Apache Cassandra


Apache Cassandra is a free and open-source distributed database management system designed to handle large amounts of data across many commodity servers, providing high availability with no single point of failure. Cassandra offers robust support for clusters spanning multiple datacenters, with asynchronous masterless replication allowing low latency operations for all clients.

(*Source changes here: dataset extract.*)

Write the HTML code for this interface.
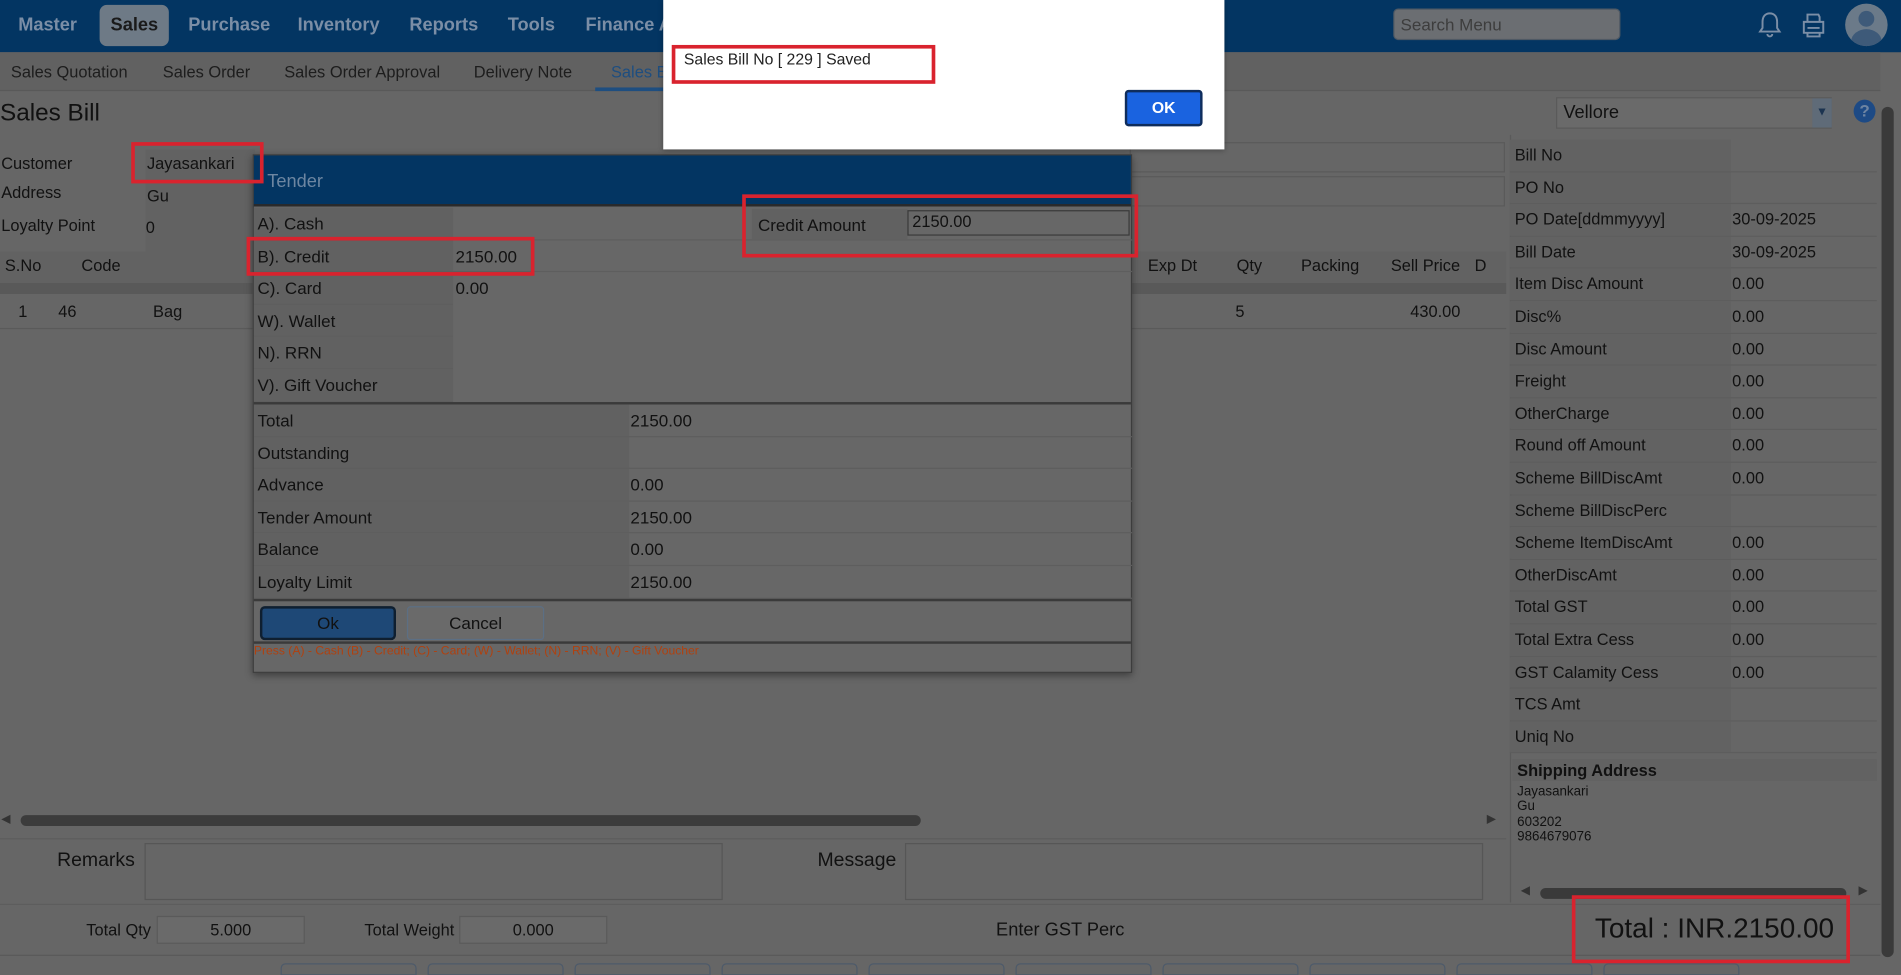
<!DOCTYPE html>
<html><head><meta charset="utf-8"><style>
*{box-sizing:border-box;margin:0;padding:0}
html,body{width:1901px;height:970px;overflow:hidden;background:#666}
#w{position:absolute;left:0;top:0;width:1565px;height:800px;transform:scale(1.21470);transform-origin:0 0;background:#666;font-family:"Liberation Sans",sans-serif;color:#111;font-size:14px}
.a{position:absolute;white-space:nowrap}
.nav{left:0;top:0;width:1565px;height:43px;background:#033562}
.ni{top:12px;font-size:15px;font-weight:bold;color:#7b8ea6}
.sub{left:0;top:43px;width:1548px;height:32px;background:#616161;border-bottom:1px solid #595959}
.si{top:52px;font-size:13.5px;color:#1d1d1d}
.lbl{font-size:13.5px;color:#111}
.rp{left:1243px;width:302px;height:26.6px;border-bottom:1px solid #5d5d5d}
.rp .l{position:absolute;left:0;top:0;width:182px;height:100%;background:#626262;padding:5px 4px;font-size:13.5px}
.rp .v{position:absolute;left:183px;top:5px;font-size:13.5px}
.red{position:absolute;border:3px solid #d9232e}
.tr{position:absolute;left:0;height:26.6px;width:723px;border-bottom:1px solid #5e5e5e}
.tr .l{position:absolute;left:0;top:0;height:100%;background:#616161;padding:5px 3px}
.tr .v{position:absolute;top:5px}
</style></head><body><div id="w">
<div class="a nav"></div>
<div class="a ni" style="left:15px">Master</div>
<div class="a" style="left:82px;top:4px;width:57px;height:34px;background:#6e7a86;border-radius:6px"></div>
<div class="a ni" style="left:91px;color:#1a1a1a">Sales</div>
<div class="a ni" style="left:155px">Purchase</div>
<div class="a ni" style="left:245px">Inventory</div>
<div class="a ni" style="left:337px">Reports</div>
<div class="a ni" style="left:418px">Tools</div>
<div class="a ni" style="left:482px">Finance A</div>
<div class="a" style="left:1147px;top:7px;width:187px;height:26px;background:#6b6e72;border-radius:4px;border:1px solid #4f5964"></div>
<div class="a" style="left:1153px;top:12px;font-size:14px;color:#3d3d3d">Search Menu</div>
<svg class="a" style="left:1447px;top:9px" width="20" height="24" viewBox="0 0 20 24"><path d="M10 2c-4 0-6 3-6 7v5l-2 3h16l-2-3V9c0-4-2-7-6-7zM8 19a2 2 0 0 0 4 0" fill="none" stroke="#7b8ea6" stroke-width="1.6"/></svg>
<svg class="a" style="left:1482px;top:10px" width="22" height="22" viewBox="0 0 22 22"><path d="M6 8V2h9l1 2v4M3 8h16v9H3zM6 17v3h10v-3M6 13h10" fill="none" stroke="#7b8ea6" stroke-width="1.6"/></svg>
<div class="a" style="left:1519px;top:3px;width:35px;height:35px;border-radius:50%;background:#6b7a89;overflow:hidden"><div class="a" style="left:11px;top:6px;width:13px;height:13px;border-radius:50%;background:#3e5a79"></div><div class="a" style="left:5px;top:21px;width:25px;height:20px;border-radius:50%;background:#3e5a79"></div></div>
<div class="a sub"></div>
<div class="a si" style="left:9px">Sales Quotation</div>
<div class="a si" style="left:134px">Sales Order</div>
<div class="a si" style="left:234px">Sales Order Approval</div>
<div class="a si" style="left:390px">Delivery Note</div>
<div class="a si" style="left:503px;color:#1e4e80">Sales B</div>
<div class="a" style="left:490px;top:72px;width:56px;height:3px;background:#1e4e80"></div>
<div class="a" style="left:1548px;top:80px;width:12px;height:720px"><div style="margin:8px 1px;width:10px;height:700px;background:#3a3a3a;border-radius:5px"></div></div>
<div class="a" style="left:0;top:82px;font-size:20px;color:#111">Sales Bill</div>
<div class="a" style="left:1281px;top:80px;width:227px;height:26px;background:#6a6a6a;border:1px solid #5a5a5a"></div>
<div class="a" style="left:1287px;top:84px;font-size:15px">Vellore</div>
<div class="a" style="left:1492px;top:81px;width:16px;height:24px;background:#5f6b78;color:#1c3450;font-size:10px;text-align:center;line-height:24px">▼</div>
<div class="a" style="left:1526px;top:82px;width:18px;height:19px;border-radius:50%;background:#1d4a85;color:#6d84a2;font-weight:bold;font-size:14px;text-align:center;line-height:19px">?</div>
<!-- left form -->
<div class="a lbl" style="left:1px;top:127px">Customer</div>
<div class="a lbl" style="left:1px;top:151px">Address</div>
<div class="a lbl" style="left:1px;top:178px">Loyalty Point</div>
<div class="a" style="left:120px;top:123px;width:90px;height:85px;background:#626262"></div>
<div class="a lbl" style="left:121px;top:127px">Jayasankari</div>
<div class="a lbl" style="left:121px;top:154px">Gu</div>
<div class="a lbl" style="left:120px;top:180px">0</div>
<div class="a" style="left:930px;top:117px;width:309px;height:25px;border:1px solid #5a5a5a"></div>
<div class="a" style="left:930px;top:145px;width:309px;height:25px;border:1px solid #5a5a5a"></div>
<div class="a" style="left:0;top:207px;width:1240px;height:26px;background:#626262"></div>
<div class="a" style="left:0;top:233px;width:1240px;height:9px;background:#595959"></div>
<div class="a lbl" style="left:4px;top:211px">S.No</div>
<div class="a lbl" style="left:67px;top:211px">Code</div>
<div class="a lbl" style="left:945px;top:211px">Exp Dt</div>
<div class="a lbl" style="left:1018px;top:211px">Qty</div>
<div class="a lbl" style="left:1071px;top:211px">Packing</div>
<div class="a lbl" style="left:1145px;top:211px">Sell Price</div>
<div class="a lbl" style="left:1214px;top:211px">D</div>
<div class="a" style="left:0;top:270px;width:1240px;height:1px;background:#5a5a5a"></div>
<div class="a lbl" style="left:15px;top:249px">1</div>
<div class="a lbl" style="left:48px;top:249px">46</div>
<div class="a lbl" style="left:126px;top:249px">Bag</div>
<div class="a lbl" style="left:1017px;top:249px">5</div>
<div class="a lbl" style="left:1161px;top:249px">430.00</div>
<!-- right panel -->
<div class="a" style="left:1243px;top:111px;width:302px;height:632px;border-left:1px solid #5a5a5a"></div>
<div class="a rp" style="top:115px"><div class="l">Bill No</div><div class="v"></div></div>
<div class="a rp" style="top:141.6px"><div class="l">PO No</div></div>
<div class="a rp" style="top:168.2px"><div class="l">PO Date[ddmmyyyy]</div><div class="v">30-09-2025</div></div>
<div class="a rp" style="top:194.8px"><div class="l">Bill Date</div><div class="v">30-09-2025</div></div>
<div class="a rp" style="top:221.4px"><div class="l">Item Disc Amount</div><div class="v">0.00</div></div>
<div class="a rp" style="top:248px"><div class="l">Disc%</div><div class="v">0.00</div></div>
<div class="a rp" style="top:274.6px"><div class="l">Disc Amount</div><div class="v">0.00</div></div>
<div class="a rp" style="top:301.2px"><div class="l">Freight</div><div class="v">0.00</div></div>
<div class="a rp" style="top:327.8px"><div class="l">OtherCharge</div><div class="v">0.00</div></div>
<div class="a rp" style="top:354.4px"><div class="l">Round off Amount</div><div class="v">0.00</div></div>
<div class="a rp" style="top:381px"><div class="l">Scheme BillDiscAmt</div><div class="v">0.00</div></div>
<div class="a rp" style="top:407.6px"><div class="l">Scheme BillDiscPerc</div></div>
<div class="a rp" style="top:434.2px"><div class="l">Scheme ItemDiscAmt</div><div class="v">0.00</div></div>
<div class="a rp" style="top:460.8px"><div class="l">OtherDiscAmt</div><div class="v">0.00</div></div>
<div class="a rp" style="top:487.4px"><div class="l">Total GST</div><div class="v">0.00</div></div>
<div class="a rp" style="top:514px"><div class="l">Total Extra Cess</div><div class="v">0.00</div></div>
<div class="a rp" style="top:540.6px"><div class="l">GST Calamity Cess</div><div class="v">0.00</div></div>
<div class="a rp" style="top:567.2px"><div class="l">TCS Amt</div></div>
<div class="a rp" style="top:593.8px"><div class="l">Uniq No</div></div>
<div class="a" style="left:1245px;top:625px;width:300px;height:18px;background:#626262"></div>
<div class="a" style="left:1249px;top:627px;font-size:13.5px;font-weight:bold">Shipping Address</div>
<div class="a" style="left:1249px;top:646px;font-size:11px;line-height:12.4px;white-space:pre">Jayasankari
Gu
603202
9864679076</div>
<div class="a" style="left:1268px;top:731px;width:252px;height:9px;background:#3a3a3a;border-radius:5px"></div>
<div class="a" style="left:1252px;top:728px;font-size:10px;color:#333">◀</div>
<div class="a" style="left:1530px;top:728px;font-size:10px;color:#333">▶</div>
<!-- h scroll -->
<div class="a" style="left:17px;top:671px;width:741px;height:9px;background:#3c3c3c;border-radius:5px"></div>
<div class="a" style="left:1px;top:669px;font-size:10px;color:#333">◀</div>
<div class="a" style="left:1224px;top:669px;font-size:10px;color:#333">▶</div>
<div class="a" style="left:0;top:690px;width:1240px;height:1px;background:#5d5d5d"></div>
<div class="a" style="left:47px;top:700px;font-size:16px">Remarks</div>
<div class="a" style="left:119px;top:694px;width:476px;height:47px;border:1px solid #565656"></div>
<div class="a" style="left:673px;top:700px;font-size:16px">Message</div>
<div class="a" style="left:745px;top:694px;width:476px;height:47px;border:1px solid #565656"></div>
<div class="a" style="left:0;top:744px;width:1548px;height:1px;background:#5d5d5d"></div>
<div class="a" style="left:71px;top:758px;font-size:13.5px">Total Qty</div>
<div class="a" style="left:129px;top:754px;width:122px;height:23px;background:#6a6a6a;border:1px solid #5a5a5a;text-align:center;font-size:13.5px;line-height:21px">5.000</div>
<div class="a" style="left:300px;top:758px;font-size:13.5px">Total Weight</div>
<div class="a" style="left:378px;top:754px;width:122px;height:23px;background:#6a6a6a;border:1px solid #5a5a5a;text-align:center;font-size:13.5px;line-height:21px">0.000</div>
<div class="a" style="left:820px;top:757px;font-size:15px">Enter GST Perc</div>
<div class="a" style="left:1313px;top:751px;font-size:23px">Total : INR.2150.00</div>
<div class="a" style="left:0;top:786px;width:1548px;height:1px;background:#5a5a5a"></div>
<div class="a" style="left:231px;top:793px;width:1310px;height:10px;display:flex;gap:9px">
<div style="width:112px;border:1px solid #4d5a6a;border-radius:4px 4px 0 0"></div><div style="width:112px;border:1px solid #4d5a6a;border-radius:4px 4px 0 0"></div><div style="width:112px;border:1px solid #4d5a6a;border-radius:4px 4px 0 0"></div><div style="width:112px;border:1px solid #4d5a6a;border-radius:4px 4px 0 0"></div><div style="width:112px;border:1px solid #4d5a6a;border-radius:4px 4px 0 0"></div><div style="width:112px;border:1px solid #4d5a6a;border-radius:4px 4px 0 0"></div><div style="width:112px;border:1px solid #4d5a6a;border-radius:4px 4px 0 0"></div><div style="width:112px;border:1px solid #4d5a6a;border-radius:4px 4px 0 0"></div><div style="width:112px;border:1px solid #4d5a6a;border-radius:4px 4px 0 0"></div><div style="width:112px;border:1px solid #4d5a6a;border-radius:4px 4px 0 0"></div></div>
<!-- tender -->
<div class="a" style="left:208px;top:127px;width:724px;height:427px;background:#676767;border:1px solid #3d3d3d;box-shadow:0 2px 6px rgba(0,0,0,.4)">
<div class="a" style="left:0;top:0;width:722px;height:42px;background:#033562;border-bottom:2px solid #2a2a2a"></div>
<div class="a" style="left:11px;top:13px;font-size:15px;color:#6d86a1">Tender</div>
<div class="tr" style="top:43px"><div class="l" style="width:164px">A). Cash</div></div>
<div class="tr" style="top:69.6px"><div class="l" style="width:164px">B). Credit</div><div class="v" style="left:166px">2150.00</div></div>
<div class="tr" style="top:96.2px;width:164px"><div class="l" style="width:164px">C). Card</div><div class="v" style="left:166px">0.00</div></div>
<div class="tr" style="top:122.8px;width:164px"><div class="l" style="width:164px">W). Wallet</div></div>
<div class="tr" style="top:149.4px;width:164px"><div class="l" style="width:164px">N). RRN</div></div>
<div class="tr" style="top:176px;width:164px"><div class="l" style="width:164px">V). Gift Voucher</div></div>
<div class="a" style="left:0;top:203px;width:722px;height:2px;background:#3a3a3a"></div>
<div class="tr" style="top:205px"><div class="l" style="width:309px">Total</div><div class="v" style="left:310px">2150.00</div></div>
<div class="tr" style="top:231.6px"><div class="l" style="width:309px">Outstanding</div></div>
<div class="tr" style="top:258.2px"><div class="l" style="width:309px">Advance</div><div class="v" style="left:310px">0.00</div></div>
<div class="tr" style="top:284.8px"><div class="l" style="width:309px">Tender Amount</div><div class="v" style="left:310px">2150.00</div></div>
<div class="tr" style="top:311.4px"><div class="l" style="width:309px">Balance</div><div class="v" style="left:310px">0.00</div></div>
<div class="tr" style="top:338px"><div class="l" style="width:309px">Loyalty Limit</div><div class="v" style="left:310px">2150.00</div></div>
<div class="a" style="left:0;top:365px;width:722px;height:2px;background:#3a3a3a"></div>
<div class="a" style="left:5px;top:371px;width:112px;height:28px;background:#1e4876;border:2px solid #0f1f30;border-radius:4px;text-align:center;line-height:24px;font-size:14px">Ok</div>
<div class="a" style="left:126px;top:371px;width:113px;height:28px;background:#6a6a6a;border:1px solid #5c6f84;border-radius:3px;text-align:center;line-height:26px;font-size:14px">Cancel</div>
<div class="a" style="left:0;top:400px;width:722px;height:2px;background:#3a3a3a"></div>
<div class="a" style="left:0;top:403px;font-size:10px;color:#b0410f">Press (A) - Cash (B) - Credit; (C) - Card; (W) - Wallet; (N) - RRN; (V) - Gift Voucher</div>
<div class="a" style="left:410px;top:44px;width:312px;height:25px;background:#616161;width:128px"></div>
<div class="a" style="left:415px;top:49px;font-size:14px">Credit Amount</div>
<div class="a" style="left:538px;top:45px;width:183px;height:21px;border:1px solid #3a3a3a;padding:1px 3px;font-size:13.5px">2150.00</div>
</div>
<!-- alert -->
<div class="a" style="left:546px;top:0;width:462px;height:123px;background:#fff;box-shadow:0 1px 4px rgba(0,0,0,.3)"></div>
<div class="a" style="left:563px;top:41px;font-size:13px;color:#222">Sales Bill No [ 229 ] Saved</div>
<div class="a" style="left:926px;top:74px;width:64px;height:30px;background:#1a63e0;border:2px solid #0f2d5c;border-radius:3px;color:#fff;font-weight:bold;font-size:13px;text-align:center;line-height:26px">OK</div>
<!-- red boxes -->
<div class="red" style="left:553px;top:37px;width:217px;height:32px"></div>
<div class="red" style="left:108px;top:117px;width:109px;height:34px"></div>
<div class="red" style="left:203px;top:195px;width:237px;height:32px"></div>
<div class="red" style="left:611px;top:160px;width:326px;height:52px"></div>
<div class="red" style="left:1294px;top:737px;width:229px;height:56px"></div>
</div></body></html>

Cassandra also places a high value on performance. In 2012, University of Toronto researchers studying NoSQL systems concluded that "In terms of scalability, there is a clear winner throughout our experiments. Cassandra achieves the highest throughput for the maximum number of nodes in all experiments" although "this comes at the price of high write and read latencies

The Apache Cassandra database is the right choice when you need scalability and high availability without compromising performance. Linear scalability and proven fault-tolerance on commodity hardware or cloud infrastructure make it the perfect platform for mission-critical data.Cassandra's support for replicating across multiple datacenters is best-in-class, providing lower latency for your users and the peace of mind of knowing that you can survive regional outages.

Apache Cassandra

Decentralized
Every node in the cluster has the same role. There is no single point of failure. Data is distributed across the cluster (so each node contains different data), but there is no master as every node can service any request.
Supports replication and multi data center replication
Replication strategies are configurable. Cassandra is designed as a distributed system, for deployment of large numbers of nodes across multiple data centers. Key features of Cassandra's distributed architecture are specifically tailored for multiple-data center deployment, for redundancy, for failover and disaster recovery.
Scalability
Read and write throughput both increase linearly as new machines are added, with no downtime or interruption to applications.
Fault-tolerant
Data is automatically replicated to multiple nodes for fault-tolerance. Replication across multiple data centers is supported. Failed nodes can be replaced with no downtime.
Tunable consistency
Writes and reads offer a tunable level of consistency, all the way from "writes never fail" to "block for all replicas to be readable", with the quorum level in the middle.
MapReduce support
Cassandra has Hadoop integration, with MapReduce support. There is support also for Apache Pig and Apache Hive.
Query language
Cassandra introduced the Cassandra Query Language (CQL). CQL is a simple interface for accessing Cassandra, as an alternative to the traditional Structured Query Language (SQL). CQL adds an abstraction layer that hides implementation details of this structure and provides native syntaxes for collections and other common encodings. Language drivers are available for Java (JDBC), Python (DBAPI2), Node.JS (Helenus), Go (gocql) and C++.